§ Data shown
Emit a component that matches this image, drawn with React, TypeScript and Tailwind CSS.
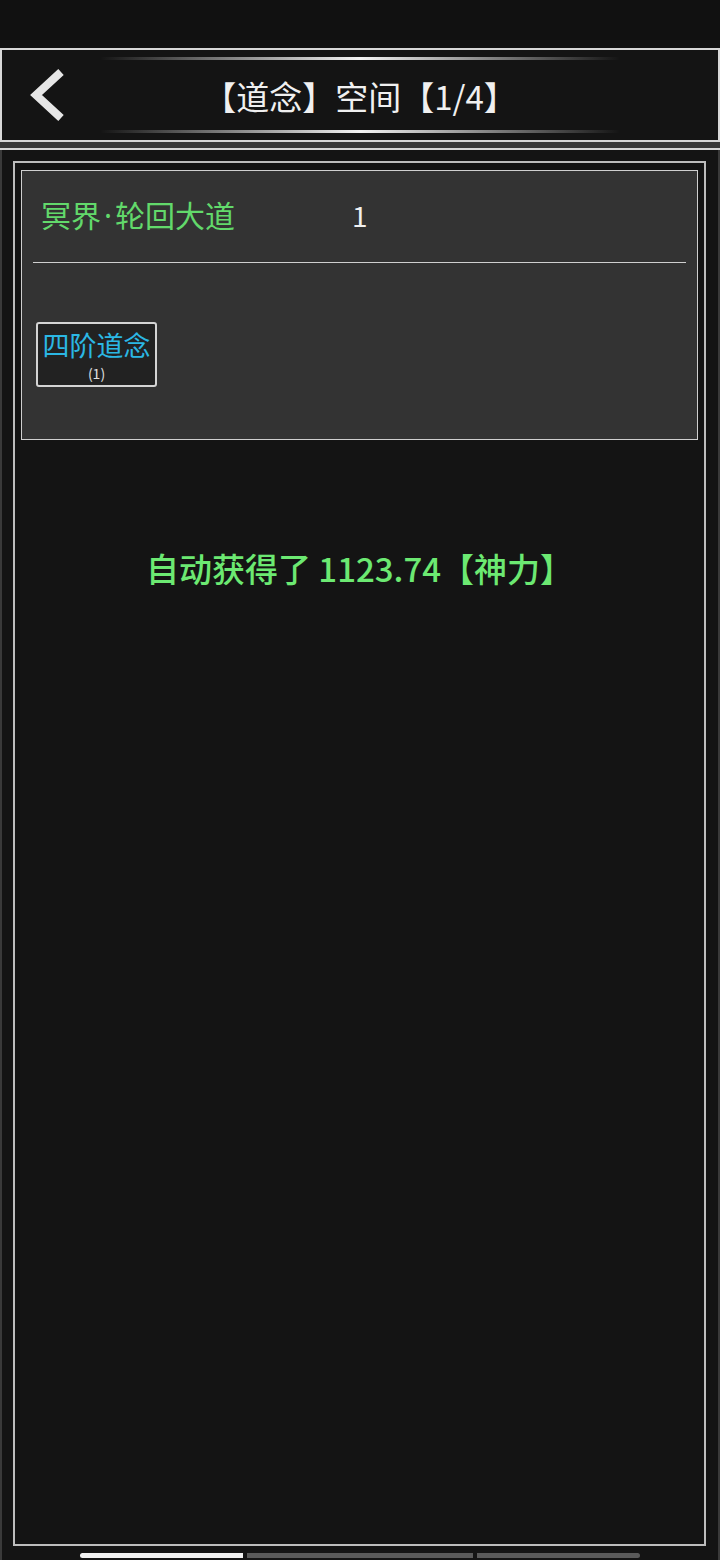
import React from 'react';

const FONT = { fontFamily: '"Noto Sans CJK SC", "Noto Sans", sans-serif' };
const LATIN = { fontFamily: '"Noto Sans", sans-serif' };

function GlowLine() {
  return (
    <div className="h-[3px] w-[520px] bg-gradient-to-r from-transparent via-[#f2f2f2] to-transparent" />
  );
}

function BackArrow() {
  return (
    <svg width="40" height="56" viewBox="0 0 40 56" fill="none">
      <polyline
        points="33,4 8,27 33,50"
        stroke="#e6e6e6"
        strokeWidth="8"
        strokeLinecap="butt"
        strokeLinejoin="miter"
      />
    </svg>
  );
}

export default function App() {
  return (
    <div className="w-[720px] h-[1560px] bg-[#111111] overflow-hidden flex flex-col" style={FONT}>
      {/* status bar space */}
      <div className="h-[48px] shrink-0" />

      {/* header */}
      <div className="shrink-0 flex border-2 border-[#d8d8d8] bg-[#141414]">
        <div className="w-[98px] flex items-center pl-[26px] pt-[2px]">
          <BackArrow />
        </div>
        <div className="w-[520px] flex flex-col items-center pt-[7px] pb-[7px]">
          <GlowLine />
          <div className="h-[70px] flex items-center pt-[2px] text-[33px] text-[#f0f0f0] leading-none">
            【道念】空间【1/4】
          </div>
          <GlowLine />
        </div>
        <div className="w-[98px]" />
      </div>
      <div className="h-[6px] shrink-0 bg-[#3a3a3a] border-b-2 border-[#d8d8d8] box-content" />

      {/* content */}
      <div className="flex-1 flex flex-col bg-[#141414] border-x-2 border-[#3a3a3a] pl-[11px] pr-[12px] pt-[11px] pb-[2px]">
        <div className="h-[1385px] border-2 border-[#bdbdbd] px-[6px] pt-[7px] flex flex-col">
          {/* card */}
          <div className="h-[270px] border border-[#cfcfcf] bg-[#333333] flex flex-col">
            <div className="h-[91px] flex items-center pl-[19px] pb-[4px]">
              <div className="w-[311px] text-[30px] text-[#62d96b] leading-none">
                冥界<span style={LATIN} className="px-[3px]">·</span>轮回大道
              </div>
              <div className="text-[28px] text-[#f0f0f0] leading-none">1</div>
            </div>
            <div className="h-px mx-[11px] bg-[#d0d0d0]" />
            <div className="mt-[59px] ml-[14px] w-[121px] h-[65px] rounded-[3px] border-2 border-[#d4d4d4] bg-[#222222] flex flex-col items-center pt-[2px]">
              <div className="text-[27px] leading-[38px] text-[#2bb7e4]">四阶道念</div>
              <div className="text-[14px] leading-[19px] text-[#e0e0e0]">(1)</div>
            </div>
          </div>

          {/* message */}
          <div className="mt-[104px] text-center text-[33px] leading-[48px] font-medium text-[#6ce972]">
            自动获得了 1123.74【神力】
          </div>
        </div>

        {/* page indicator */}
        <div className="mt-[7px] h-[5px] flex gap-[4px] pl-[67px]">
          <div className="w-[163px] h-full rounded-l-full bg-[#f2f2f2]" />
          <div className="w-[226px] h-full bg-[#5a5a5a]" />
          <div className="w-[163px] h-full rounded-r-full bg-[#5a5a5a]" />
        </div>
      </div>
    </div>
  );
}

§ What the task requires
Do not include the images; transcribe the rest of the listing exactly.

§ Finished task
Emit a component that matches this image, drawn with React, TypeScript and Tailwind CSS.
import React from 'react';

const FONT = { fontFamily: '"Noto Sans CJK SC", "Noto Sans", sans-serif' };
const LATIN = { fontFamily: '"Noto Sans", sans-serif' };

function GlowLine() {
  return (
    <div className="h-[3px] w-[520px] bg-gradient-to-r from-transparent via-[#f2f2f2] to-transparent" />
  );
}

function BackArrow() {
  return (
    <svg width="40" height="56" viewBox="0 0 40 56" fill="none">
      <polyline
        points="33,4 8,27 33,50"
        stroke="#e6e6e6"
        strokeWidth="8"
        strokeLinecap="butt"
        strokeLinejoin="miter"
      />
    </svg>
  );
}

export default function App() {
  return (
    <div className="w-[720px] h-[1560px] bg-[#111111] overflow-hidden flex flex-col" style={FONT}>
      {/* status bar space */}
      <div className="h-[48px] shrink-0" />

      {/* header */}
      <div className="shrink-0 flex border-2 border-[#d8d8d8] bg-[#141414]">
        <div className="w-[98px] flex items-center pl-[26px] pt-[2px]">
          <BackArrow />
        </div>
        <div className="w-[520px] flex flex-col items-center pt-[7px] pb-[7px]">
          <GlowLine />
          <div className="h-[70px] flex items-center pt-[2px] text-[33px] text-[#f0f0f0] leading-none">
            【道念】空间【1/4】
          </div>
          <GlowLine />
        </div>
        <div className="w-[98px]" />
      </div>
      <div className="h-[6px] shrink-0 bg-[#3a3a3a] border-b-2 border-[#d8d8d8] box-content" />

      {/* content */}
      <div className="flex-1 flex flex-col bg-[#141414] border-x-2 border-[#3a3a3a] pl-[11px] pr-[12px] pt-[11px] pb-[2px]">
        <div className="h-[1385px] border-2 border-[#bdbdbd] px-[6px] pt-[7px] flex flex-col">
          {/* card */}
          <div className="h-[270px] border border-[#cfcfcf] bg-[#333333] flex flex-col">
            <div className="h-[91px] flex items-center pl-[19px] pb-[4px]">
              <div className="w-[311px] text-[30px] text-[#62d96b] leading-none">
                冥界<span style={LATIN} className="px-[3px]">·</span>轮回大道
              </div>
              <div className="text-[28px] text-[#f0f0f0] leading-none">1</div>
            </div>
            <div className="h-px mx-[11px] bg-[#d0d0d0]" />
            <div className="mt-[59px] ml-[14px] w-[121px] h-[65px] rounded-[3px] border-2 border-[#d4d4d4] bg-[#222222] flex flex-col items-center pt-[2px]">
              <div className="text-[27px] leading-[38px] text-[#2bb7e4]">四阶道念</div>
              <div className="text-[14px] leading-[19px] text-[#e0e0e0]">(1)</div>
            </div>
          </div>

          {/* message */}
          <div className="mt-[104px] text-center text-[33px] leading-[48px] font-medium text-[#6ce972]">
            自动获得了 1123.74【神力】
          </div>
        </div>

        {/* page indicator */}
        <div className="mt-[7px] h-[5px] flex gap-[4px] pl-[67px]">
          <div className="w-[163px] h-full rounded-l-full bg-[#f2f2f2]" />
          <div className="w-[226px] h-full bg-[#5a5a5a]" />
          <div className="w-[163px] h-full rounded-r-full bg-[#5a5a5a]" />
        </div>
      </div>
    </div>
  );
}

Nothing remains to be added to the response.